• **Objective**: Please transcribe the data that follows without the pictures, keeping every word the same.

──────── Information supplied

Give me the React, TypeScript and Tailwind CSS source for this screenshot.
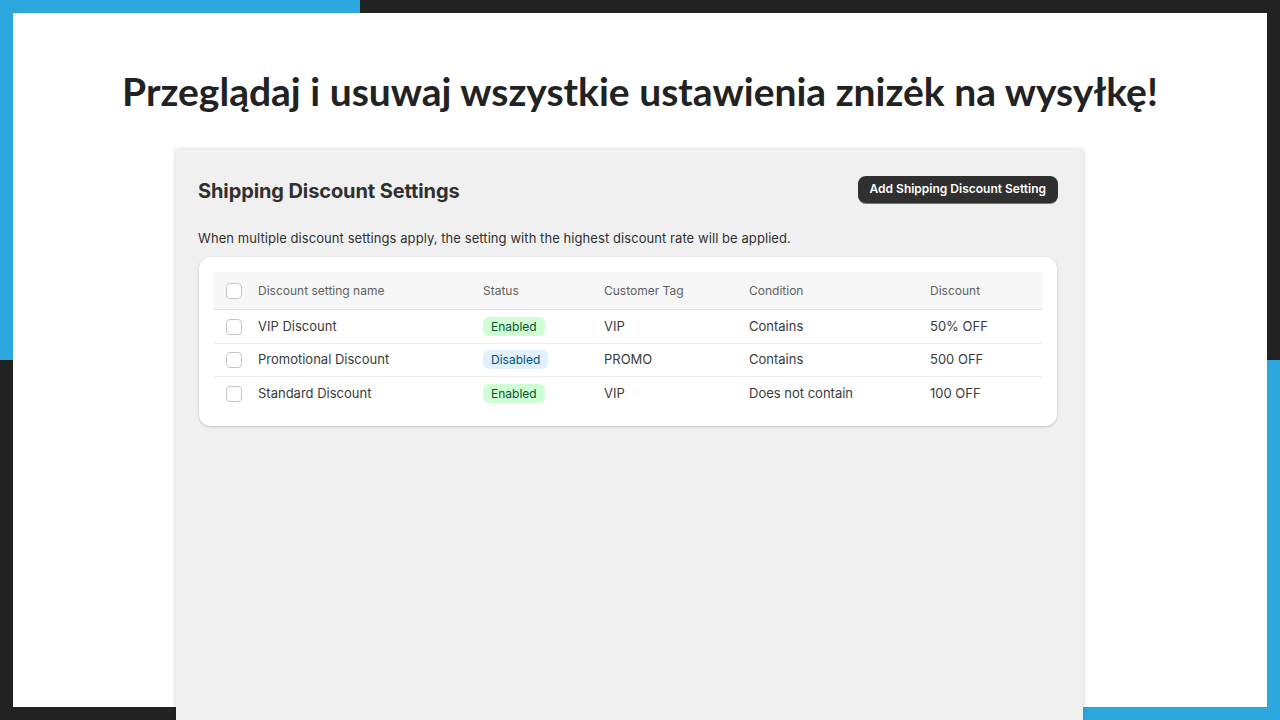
import {Fragment} from 'react';

const rows = [
    {name: 'VIP Discount', enabled: true, tag: 'VIP', condition: 'Contains', discount: '50% OFF'},
    {name: 'Promotional Discount', enabled: false, tag: 'PROMO', condition: 'Contains', discount: '500 OFF'},
    {name: 'Standard Discount', enabled: true, tag: 'VIP', condition: 'Does not contain', discount: '100 OFF'},
];

const Checkbox = () => (
    <span className="block h-4 w-4 rounded-[4px] border border-[#c6c6c6] bg-white"/>
);

const StatusBadge = ({enabled}: {enabled: boolean}) =>
    enabled ? (
        <span className="rounded-md bg-[#cdfed4] px-2 py-[2px] text-[12px] text-[#0c5132]">Enabled</span>
    ) : (
        <span className="rounded-md bg-[#e0f0ff] px-2 py-[2px] text-[12px] text-[#00527c]">Disabled</span>
    );

const cols = 'grid grid-cols-[44px_225px_121px_145px_181px_1fr] items-center';

export default function App() {
    return (
        <div className="relative h-[720px] w-[1280px] overflow-hidden bg-[#222222]">
            {/* corner decor */}
            <div className="absolute left-0 top-0 h-[360px] w-[360px] bg-[#2ca8df]"/>
            <div className="absolute bottom-0 right-0 h-[360px] w-[197px] bg-[#2ca8df]"/>

            <div className="absolute left-[13px] top-[13px] flex h-[694px] w-[1254px] flex-col items-center bg-white">
                <h1 className="mt-[53px] font-['Lato','Open_Sans',sans-serif] text-[39px] font-bold leading-[50px] text-[#222222]">
                    Przeglądaj i usuwaj wszystkie ustawienia znizėk na wysyłkę!
                </h1>

                <div className="ml-[163px] mt-[34px] h-[570px] w-[907px] shrink-0 self-start bg-[#f0f0f0] px-[22px] pt-[26px] font-['Inter',sans-serif] text-[#303030] shadow-[0_0_5px_rgba(0,0,0,0.2)]">
                    <div className="flex items-center justify-between">
                        <h2 className="text-[20px] font-bold tracking-[-0.1px] text-[#303030]">Shipping Discount Settings</h2>
                        <button className="-mt-[4px] mr-[3px] h-[27px] rounded-lg bg-[#303030] px-3 text-[12px] font-semibold text-white shadow-[0_1px_0_rgba(0,0,0,0.5)]">
                            Add Shipping Discount Setting
                        </button>
                    </div>

                    <p className="mt-[22px] text-[13px] leading-5 tracking-[0.07px]">
                        When multiple discount settings apply, the setting with the highest discount rate will be applied.
                    </p>

                    <div className="ml-[1px] mt-[9px] w-[858px] rounded-xl bg-white px-[15px] pb-[16px] pt-[15px] shadow-[0_1px_3px_rgba(0,0,0,0.2)]">
                        <div className={`${cols} h-[38px] border-b border-[#e3e3e3] bg-[#f7f7f7] text-[12px] text-[#616161]`}>
                            <span className="pl-3"><Checkbox/></span>
                            <span>Discount setting name</span>
                            <span>Status</span>
                            <span>Customer Tag</span>
                            <span>Condition</span>
                            <span>Discount</span>
                        </div>
                        {rows.map((r, i) => (
                            <Fragment key={r.name}>
                                <div className={`${cols} ${i === 0 ? 'h-[34px]' : 'h-[33px]'} text-[13px] text-[#3a3a3a] ${i < rows.length - 1 ? 'border-b border-[#ebebeb]' : ''}`}>
                                    <span className="pl-3"><Checkbox/></span>
                                    <span>{r.name}</span>
                                    <span><StatusBadge enabled={r.enabled}/></span>
                                    <span>{r.tag}</span>
                                    <span>{r.condition}</span>
                                    <span>{r.discount}</span>
                                </div>
                            </Fragment>
                        ))}
                    </div>
                </div>
            </div>
        </div>
    );
}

────────────────

• **The response**:
Give me the React, TypeScript and Tailwind CSS source for this screenshot.
import {Fragment} from 'react';

const rows = [
    {name: 'VIP Discount', enabled: true, tag: 'VIP', condition: 'Contains', discount: '50% OFF'},
    {name: 'Promotional Discount', enabled: false, tag: 'PROMO', condition: 'Contains', discount: '500 OFF'},
    {name: 'Standard Discount', enabled: true, tag: 'VIP', condition: 'Does not contain', discount: '100 OFF'},
];

const Checkbox = () => (
    <span className="block h-4 w-4 rounded-[4px] border border-[#c6c6c6] bg-white"/>
);

const StatusBadge = ({enabled}: {enabled: boolean}) =>
    enabled ? (
        <span className="rounded-md bg-[#cdfed4] px-2 py-[2px] text-[12px] text-[#0c5132]">Enabled</span>
    ) : (
        <span className="rounded-md bg-[#e0f0ff] px-2 py-[2px] text-[12px] text-[#00527c]">Disabled</span>
    );

const cols = 'grid grid-cols-[44px_225px_121px_145px_181px_1fr] items-center';

export default function App() {
    return (
        <div className="relative h-[720px] w-[1280px] overflow-hidden bg-[#222222]">
            {/* corner decor */}
            <div className="absolute left-0 top-0 h-[360px] w-[360px] bg-[#2ca8df]"/>
            <div className="absolute bottom-0 right-0 h-[360px] w-[197px] bg-[#2ca8df]"/>

            <div className="absolute left-[13px] top-[13px] flex h-[694px] w-[1254px] flex-col items-center bg-white">
                <h1 className="mt-[53px] font-['Lato','Open_Sans',sans-serif] text-[39px] font-bold leading-[50px] text-[#222222]">
                    Przeglądaj i usuwaj wszystkie ustawienia znizėk na wysyłkę!
                </h1>

                <div className="ml-[163px] mt-[34px] h-[570px] w-[907px] shrink-0 self-start bg-[#f0f0f0] px-[22px] pt-[26px] font-['Inter',sans-serif] text-[#303030] shadow-[0_0_5px_rgba(0,0,0,0.2)]">
                    <div className="flex items-center justify-between">
                        <h2 className="text-[20px] font-bold tracking-[-0.1px] text-[#303030]">Shipping Discount Settings</h2>
                        <button className="-mt-[4px] mr-[3px] h-[27px] rounded-lg bg-[#303030] px-3 text-[12px] font-semibold text-white shadow-[0_1px_0_rgba(0,0,0,0.5)]">
                            Add Shipping Discount Setting
                        </button>
                    </div>

                    <p className="mt-[22px] text-[13px] leading-5 tracking-[0.07px]">
                        When multiple discount settings apply, the setting with the highest discount rate will be applied.
                    </p>

                    <div className="ml-[1px] mt-[9px] w-[858px] rounded-xl bg-white px-[15px] pb-[16px] pt-[15px] shadow-[0_1px_3px_rgba(0,0,0,0.2)]">
                        <div className={`${cols} h-[38px] border-b border-[#e3e3e3] bg-[#f7f7f7] text-[12px] text-[#616161]`}>
                            <span className="pl-3"><Checkbox/></span>
                            <span>Discount setting name</span>
                            <span>Status</span>
                            <span>Customer Tag</span>
                            <span>Condition</span>
                            <span>Discount</span>
                        </div>
                        {rows.map((r, i) => (
                            <Fragment key={r.name}>
                                <div className={`${cols} ${i === 0 ? 'h-[34px]' : 'h-[33px]'} text-[13px] text-[#3a3a3a] ${i < rows.length - 1 ? 'border-b border-[#ebebeb]' : ''}`}>
                                    <span className="pl-3"><Checkbox/></span>
                                    <span>{r.name}</span>
                                    <span><StatusBadge enabled={r.enabled}/></span>
                                    <span>{r.tag}</span>
                                    <span>{r.condition}</span>
                                    <span>{r.discount}</span>
                                </div>
                            </Fragment>
                        ))}
                    </div>
                </div>
            </div>
        </div>
    );
}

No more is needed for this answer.